Makwala at the Berlin world champs, his first as an individual, where he crashed out in the 400m heats

Though he clearly had talent, Makwala wasn’t quite dining at athletics’ top table. His career might have stalled had he not won a dream scholarship to train under Glen Mills at the High Performance Centre in Jamaica. It was completely out of the blue, and he flew out in March 2011 to begin training alongside the likes of double Olympic champion Usain Bolt and Yohan Blake – the latter becoming 100m world champ later that year.

“I was just excited to be there and prove myself,” says Makwala. “Coach Mills is the best coach in the world and I had such a great experience there.”

Makwala failed to qualify for the 2011 Daegu World Championships, but by 2012 the strides that he was making began to yield results. He won the African title in Benin in a personal best time of 45.25 and qualified for London 2012 – his first Olympics – where he exited in the heats.

Though Makwala says he made significant improvements to his sprint technique and 400m pacing during his time in the Caribbean, that scholarship soon ended and he was back to the Botswanan capital of Gaborone, where he would begin to train under coach Justice Dipeda.

The move home came after his somewhat underwhelming performance at London 2012. Removing himself from the competitive environment and coaching expertise he enjoyed in Jamaica did not turn out to be a bad thing. On the contrary: returning to home comforts appears to have pushed him on to the next level.

The following season he made a massive advance, not in his speciality, but the 200m. At La Chaux-de-Fonds in July he wiped a stunning 0.52 from his personal best over the half-lap distance, setting a national record 20.21.

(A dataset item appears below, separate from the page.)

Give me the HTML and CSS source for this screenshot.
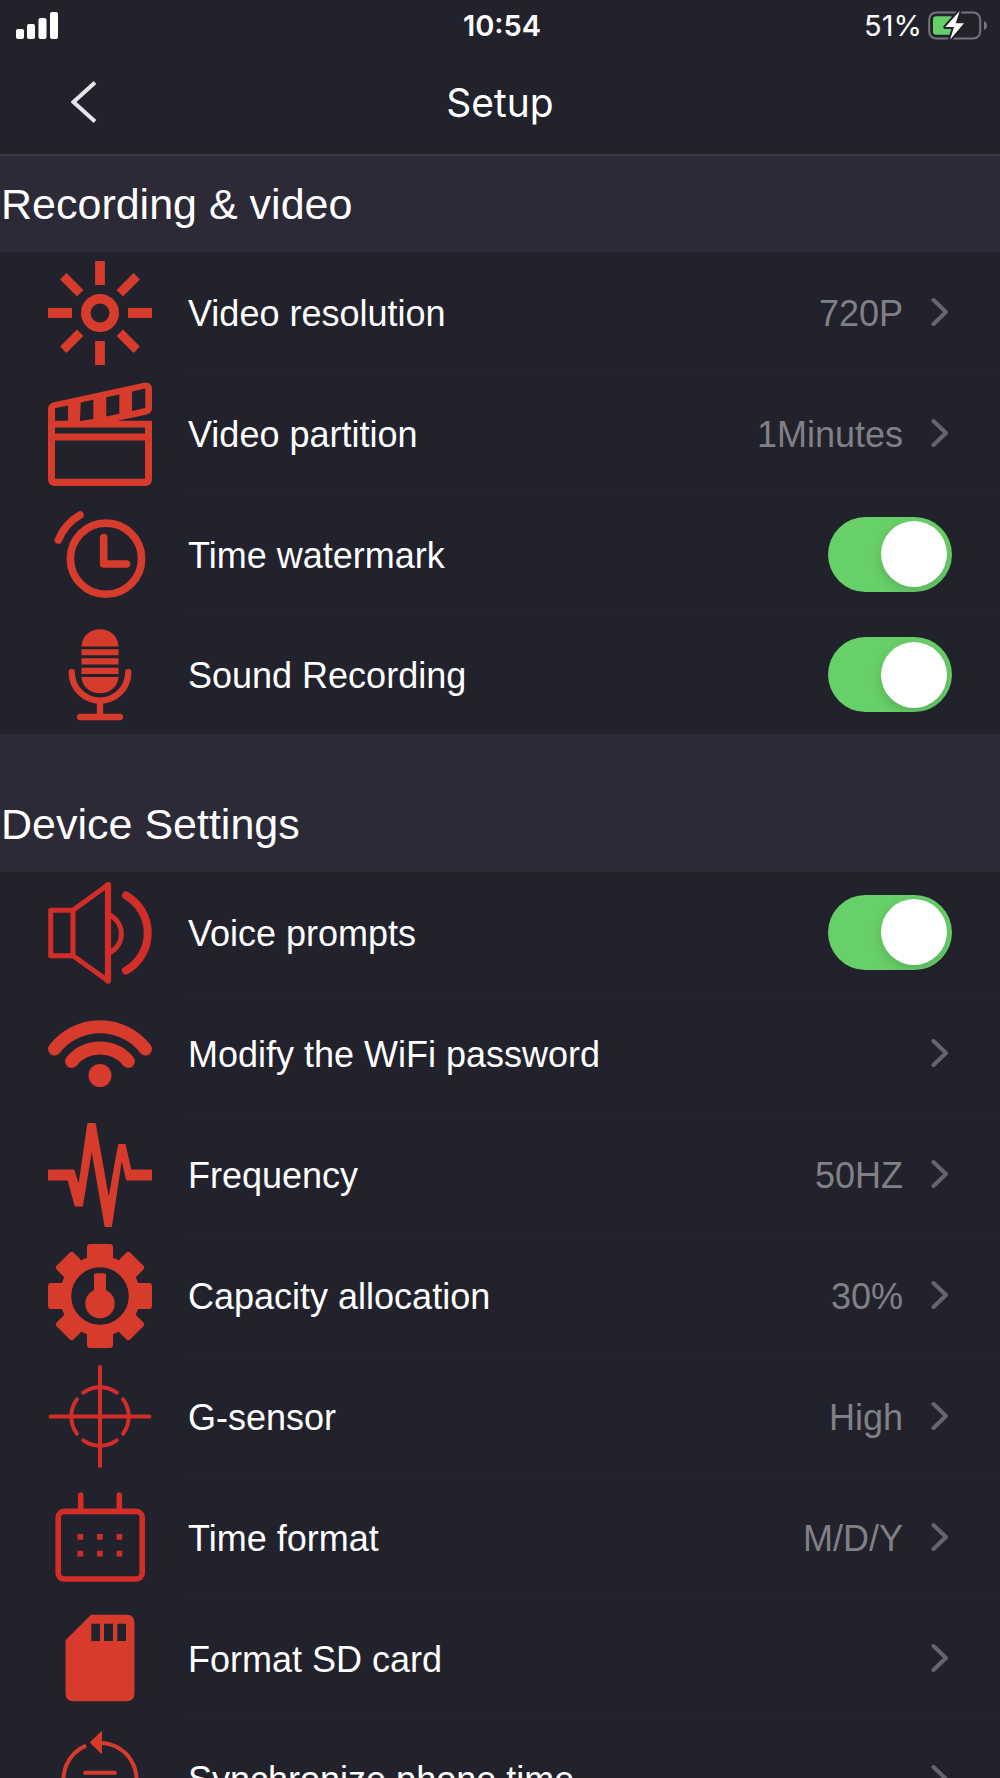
FILE: index.html
```html
<!DOCTYPE html>
<html lang="en">
<head>
    <meta charset="UTF-8">
    <meta name="viewport" content="width=device-width, initial-scale=1.0">
    <title>Setup</title>
    <link rel="stylesheet" href="styles.css">
</head>
<body>

    <header class="top">
        <div class="status-bar">
            <svg class="signal" viewBox="0 0 42 27" aria-hidden="true">
                <rect x="0" y="17" width="8" height="10" rx="2"/>
                <rect x="11" y="12" width="8" height="15" rx="2"/>
                <rect x="22.500" y="6" width="8" height="21" rx="2"/>
                <rect x="34" y="0" width="8" height="27" rx="2"/>
            </svg>
            <span class="clock">10:54</span>
            <div class="battery">
                <span>51%</span>
                <svg viewBox="0 0 60 31" aria-hidden="true">
                    <rect class="battery-case" x="1.200" y="2.500" width="51" height="26" rx="7"/>
                    <path class="battery-tip" d="M56 11c4 1.500 4 7.500 0 9z"/>
                    <rect class="battery-level" x="5" y="6.200" width="20" height="18.500" rx="3"/>
                    <path class="battery-bolt" d="M31.700 1L17.300 17h8.700l-4 12.700L36 13.300h-8.300z"/>
                </svg>
            </div>
        </div>
        <nav class="nav-bar">
            <button class="back" type="button" aria-label="Back">
                <svg viewBox="0 0 26 42" aria-hidden="true"><path d="M24 1.500L2.500 21 24 40.500"/></svg>
            </button>
            <h1>Setup</h1>
        </nav>
    </header>

    <main>
        <section>
            <h2>Recording &amp; video</h2>

            <button class="row" type="button">
                <svg class="icon" viewBox="0 0 104 104" aria-hidden="true">
                    <circle class="line" cx="52" cy="52" r="14.200" stroke-width="9.600"/>
                    <path class="line" stroke-width="9.800" d="M52 0v24M52 80v24M0 52h24M80 52h24"/>
                    <path class="line" stroke-width="9" transform="rotate(45 52 52)" d="M52 0v24M52 80v24M0 52h24M80 52h24"/>
                </svg>
                <span class="content">
                    <span class="label">Video resolution</span>
                    <span class="value">720P</span>
                    <svg class="chevron" viewBox="0 0 18 30" aria-hidden="true"><path d="M2.500 3L15 15 2.500 27"/></svg>
                </span>
            </button>

            <button class="row" type="button">
                <svg class="icon" viewBox="0 0 104 104" aria-hidden="true">
                    <path fill-rule="evenodd" d="M0 27q0-5 5-6.500L96 .700q8-1 8 7V26q0 5-5 6.500L69.500 38.800H104V97q0 7-7 7H7q-7 0-7-7zM7 26.200v12.600h13V23.500zM32.700 20.500L32 39l13.300-2V17.800zM58.300 15.200v19.300l13-2.700V12.500zM84 9.500V29l13.300-3V6.500zM7 45.500v6h90v-6zM7 58.500v38.300h90V58.500z"/>
                </svg>
                <span class="content">
                    <span class="label">Video partition</span>
                    <span class="value">1Minutes</span>
                    <svg class="chevron" viewBox="0 0 18 30" aria-hidden="true"><path d="M2.500 3L15 15 2.500 27"/></svg>
                </span>
            </button>

            <label class="row">
                <svg class="icon" viewBox="0 0 104 104" aria-hidden="true">
                    <g class="line round" stroke-width="7.600">
                        <circle cx="58" cy="55.700" r="35.600"/>
                        <path d="M55.700 34.500V61H78.500"/>
                        <path d="M32 12A51 51 0 0 0 10.300 37"/>
                    </g>
                </svg>
                <span class="content">
                    <span class="label">Time watermark</span>
                    <input class="toggle" type="checkbox" role="switch" checked>
                </span>
            </label>

            <label class="row">
                <svg class="icon" viewBox="0 0 104 104" aria-hidden="true">
                    <path d="M33.500 23.500a18.500 17.200 0 0 1 37 0zM33.500 26.300h37v6h-37zM33.500 35.300h37v6.300h-37zM33.500 44.700h37V51h-37zM33.500 54h37a18.500 16.300 0 0 1-37 0z"/>
                    <g class="line round" stroke-width="6.400">
                        <path d="M23.700 49.300a28.300 28.300 0 0 0 56.600 0M52 78v15M32.200 94h39.600"/>
                    </g>
                </svg>
                <span class="content">
                    <span class="label">Sound Recording</span>
                    <input class="toggle" type="checkbox" role="switch" checked>
                </span>
            </label>
        </section>

        <section>
            <h2 class="spaced">Device Settings</h2>

            <label class="row">
                <svg class="icon crimson" viewBox="0 0 104 104" aria-hidden="true">
                    <g class="line round" stroke-width="5">
                        <path d="M25 29.200H2.700v45.600H25zL60 3.800M25 74.800L60 99.800"/>
                        <path d="M62 34.200A21 21 0 0 1 62 71.500"/>
                        <path stroke-width="6.200" d="M60 4v95.500"/>
                        <path stroke-width="8" d="M78 14.500a43.200 43.200 0 0 1 0 75"/>
                    </g>
                </svg>
                <span class="content">
                    <span class="label">Voice prompts</span>
                    <input class="toggle" type="checkbox" role="switch" checked>
                </span>
            </label>

            <button class="row" type="button">
                <svg class="icon" viewBox="0 0 104 104" aria-hidden="true">
                    <g class="line round" stroke-width="13">
                        <path d="M6.500 47a57.500 57.500 0 0 1 91 0"/>
                        <path d="M23.500 59.500a37 37 0 0 1 57 0"/>
                    </g>
                    <circle cx="52" cy="73.500" r="11.500"/>
                </svg>
                <span class="content">
                    <span class="label">Modify the WiFi password</span>
                    <svg class="chevron" viewBox="0 0 18 30" aria-hidden="true"><path d="M2.500 3L15 15 2.500 27"/></svg>
                </span>
            </button>

            <button class="row" type="button">
                <svg class="icon" viewBox="0 0 104 104" aria-hidden="true">
                    <path stroke="#d63b2c" stroke-width="2" stroke-linejoin="round" d="M1 47.500h24.500L31 65 40.300 1h6.500l13.900 78L71 22h5.700l5.800 25.500H103v9H79L73.500 33 63 103h-5.500L43.700 23 34 82.500h-6.500l-7-26H1z"/>
                </svg>
                <span class="content">
                    <span class="label">Frequency</span>
                    <span class="value">50HZ</span>
                    <svg class="chevron" viewBox="0 0 18 30" aria-hidden="true"><path d="M2.500 3L15 15 2.500 27"/></svg>
                </span>
            </button>

            <button class="row" type="button">
                <svg class="icon" viewBox="0 0 104 104" aria-hidden="true">
                    <circle class="line" cx="52" cy="52" r="34.500" stroke-width="11.500"/>
                    <path d="M39 17V3q0-3 3-3h20q3 0 3 3v14zM39 87v14q0 3 3 3h20q3 0 3-3V87zM17 39H3q-3 0-3 3v20q0 3 3 3h14zM87 39h14q3 0 3 3v20q0 3-3 3H87z"/>
                    <path transform="rotate(45 52 52)" d="M40 19V3q0-3 3-3h18q3 0 3 3v16zM40 85v16q0 3 3 3h18q3 0 3-3V85zM19 40H3q-3 0-3 3v18q0 3 3 3h16zM85 40h16q3 0 3 3v18q0 3-3 3H85z"/>
                    <circle cx="52" cy="59.700" r="14.700"/>
                    <rect x="46" y="29.300" width="12" height="24" rx="1.500"/>
                </svg>
                <span class="content">
                    <span class="label">Capacity allocation</span>
                    <span class="value">30%</span>
                    <svg class="chevron" viewBox="0 0 18 30" aria-hidden="true"><path d="M2.500 3L15 15 2.500 27"/></svg>
                </span>
            </button>

            <button class="row" type="button">
                <svg class="icon crimson" viewBox="0 0 104 104" aria-hidden="true">
                    <g class="line round" stroke-width="4">
                        <path d="M52 2v99M2.500 51.500h99"/>
                        <path d="M35.300 27.700a28.700 28.700 0 0 1 33.400 0M35.300 75.300a28.700 28.700 0 0 0 33.400 0M28.900 34.400a28.700 28.700 0 0 0 0 34.200M75.100 34.400a28.700 28.700 0 0 1 0 34.200"/>
                    </g>
                </svg>
                <span class="content">
                    <span class="label">G-sensor</span>
                    <span class="value">High</span>
                    <svg class="chevron" viewBox="0 0 18 30" aria-hidden="true"><path d="M2.500 3L15 15 2.500 27"/></svg>
                </span>
            </button>

            <button class="row" type="button">
                <svg class="icon crimson" viewBox="0 0 104 104" aria-hidden="true">
                    <g class="line round" stroke-width="5.600">
                        <rect x="10.200" y="25.400" width="84" height="67.600" rx="6"/>
                        <path d="M32.700 9v14M71.300 9v14"/>
                    </g>
                    <path d="M29.500 48h5.700v5.700h-5.700zM49 48h5.700v5.700H49zM68.600 48h5.700v5.700h-5.700zM29.500 64.700h5.700v5.700h-5.700zM49 64.700h5.700v5.700H49zM68.600 64.700h5.700v5.700h-5.700z"/>
                </svg>
                <span class="content">
                    <span class="label">Time format</span>
                    <span class="value">M/D/Y</span>
                    <svg class="chevron" viewBox="0 0 18 30" aria-hidden="true"><path d="M2.500 3L15 15 2.500 27"/></svg>
                </span>
            </button>

            <button class="row" type="button">
                <svg class="icon" viewBox="0 0 104 104" aria-hidden="true">
                    <path fill-rule="evenodd" d="M43 7.700h35.500q8 0 8 8v70.600q0 8-8 8h-53q-8 0-8-8V33.300zM43.300 16.700V34H52V16.700zM56 16.700V34h9V16.700zM69.300 16.700V34H78V16.700z"/>
                </svg>
                <span class="content">
                    <span class="label">Format SD card</span>
                    <svg class="chevron" viewBox="0 0 18 30" aria-hidden="true"><path d="M2.500 3L15 15 2.500 27"/></svg>
                </span>
            </button>

            <button class="row" type="button">
                <svg class="icon" viewBox="0 0 104 104" aria-hidden="true">
                    <path d="M41.700 15.500L53 4.500q1-.500 1 .500v21q0 1-1 .500z"/>
                    <g class="line round" stroke-width="4">
                        <path d="M36.500 19.400A36.500 36.500 0 1 0 54 16"/>
                        <path d="M37 45.800h30M37 59h30"/>
                    </g>
                </svg>
                <span class="content">
                    <span class="label">Synchronize phone time</span>
                    <svg class="chevron" viewBox="0 0 18 30" aria-hidden="true"><path d="M2.500 3L15 15 2.500 27"/></svg>
                </span>
            </button>
        </section>
    </main>

</body>
</html>
```

FILE: styles.css
```css
* {
    box-sizing: border-box;
}

body {
    display: flex;
    flex-direction: column;
    height: 100vh;
    margin: 0;
    background-color: #22222d;
    color: #fff;
    font-family: "Liberation Sans", Arial, sans-serif;
}

svg {
    display: block;
    flex: none;
}

/* Status bar and title */
.top {
    flex: none;
    border-bottom: 2px solid #3a3843;
    font-family: Inter, sans-serif;
}

.status-bar {
    display: grid;
    grid-template-columns: 1fr auto 1fr;
    align-items: center;
    height: 50px;
    padding: 0 12px 0 16px;
    font-size: 29px;
}

.signal {
    width: 42px;
    height: 27px;
    fill: #fff;
}

.clock {
    font-weight: 600;
}

.battery {
    display: flex;
    justify-content: flex-end;
    align-items: center;
    gap: 6px;
}

.battery svg {
    width: 60px;
    height: 31px;
}

.battery-case {
    fill: none;
    stroke: #74747d;
    stroke-width: 2;
}

.battery-tip {
    fill: #74747d;
}

.battery-level {
    fill: #64cf66;
}

.battery-bolt {
    fill: #fff;
    stroke: #22222d;
    stroke-width: 4;
    stroke-linejoin: round;
    paint-order: stroke;
}

.nav-bar {
    display: grid;
    grid-template-columns: 1fr auto 1fr;
    align-items: center;
    height: 104px;
    padding: 0 48px;
}

.nav-bar h1 {
    margin: 0;
    font-size: 39px;
    font-weight: 400;
}

.back {
    justify-self: start;
    padding: 8px 23px;
    border: 0;
    background: none;
    cursor: pointer;
}

.back svg {
    width: 26px;
    height: 42px;
    fill: none;
    stroke: #e6e6ea;
    stroke-width: 4;
}

/* Settings list */
main {
    flex: 1;
    overflow-y: auto;
    scrollbar-width: none;
}

h2 {
    margin: 0;
    padding-left: 1px;
    background-color: #2c2a37;
    font-size: 43px;
    font-weight: 400;
    line-height: 96px;
}

h2.spaced {
    padding-top: 42px;
}

.row {
    display: flex;
    align-items: center;
    gap: 36px;
    width: 100%;
    height: 121px;
    padding: 0 0 0 48px;
    border: 0;
    background: none;
    color: inherit;
    font: inherit;
    font-size: 36px;
    text-align: left;
    cursor: pointer;
}

.row:last-child {
    height: 119px;
}

.icon {
    width: 104px;
    height: 104px;
    fill: #d63b2c;
    stroke: none;
}

.icon .line {
    fill: none;
    stroke: #d63b2c;
}

.icon.crimson {
    fill: #d32d27;
}

.icon.crimson .line {
    stroke: #d32d27;
}

.icon .round {
    stroke-linecap: round;
    stroke-linejoin: round;
}

.content {
    display: flex;
    flex: 1;
    align-items: center;
    height: 100%;
    padding-right: 48px;
    border-bottom: 1px solid #252530;
}

.row:last-child .content {
    border-bottom: 0;
}

.label,
.value {
    padding-top: 3px;
}

.label {
    flex: 1;
}

.value {
    color: #808085;
}

.chevron {
    width: 18px;
    height: 30px;
    margin: 0 3px 0 28px;
    fill: none;
    stroke: #65656e;
    stroke-width: 4;
    stroke-linecap: round;
    stroke-linejoin: round;
}

.toggle {
    display: flex;
    justify-content: flex-end;
    align-items: center;
    appearance: none;
    width: 124px;
    height: 75px;
    margin: 0;
    padding: 0 5px;
    border-radius: 38px;
    background-color: #68d068;
    cursor: pointer;
}

.toggle::before {
    content: "";
    width: 66px;
    height: 66px;
    border-radius: 50%;
    background-color: #fff;
    box-shadow: 0 4px 12px rgba(0, 0, 0, 0.16);
}

.toggle:not(:checked) {
    justify-content: flex-start;
    background-color: #3a3843;
}
```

Later that month in Sweden, he set a Botswanan 100m record despite limping across the line with a hamstring injury. Far from fully fit, he ran the 200m at the Moscow World Championships (again exiting in the heats) and posted a 45.15 relay leg for his country in the 4x400m.

Isaac Makwala

In 2014 only Kirani James (pictured) and LaShawn Merritt ran faster than Makwala over 400m

Buoyed by his best season yet, Makwala cut short his winter break at the end of 2013 to focus purely on endurance from October to December, not training in spikes until March. That strategy worked a charm. He set national 400m records in May (44.92) and June (44.83) in Potchefstroom and Ostrava respectively.

Then in early July he created history, posting the fastest ever same day 200m and 400m double (in the space of just 90 minutes) with a national record of 19.96 and African record of 44.01 at his – and everybody else's – favourite track of La Chaux-de-Fonds.

“I thought I might run around 44.3 after my run in Ostrava,” says Makwala. “The one that really surprised me was running sub-20 seconds.”

His two major championships in 2014 were to prove bittersweet. Badly hampered by running in the cold, he failed to progress beyond the semi-finals at the Glasgow Commonwealth Games. But just two weeks later at the African Championships – and in the Marrakech heat that was more like home than the Scottish drizzle – he won 400m gold in 44.23 (the second fastest time in his career), 200m silver and 4x400m gold.

He then capped last season by helping Africa to 4x400m victory in the Continental Cup (also held in Marrakech). It would seem that there really is no place like home.

Following his most successful season to date, the man who runs with swears on running with sleeves is now targeting greater honours in 2015.

“I still see the 400m as my main event because I am far more consistent at it,” he says. “This year I want to win the Diamond League race, break through the 44-second barrier and I finish top three in Beijing.”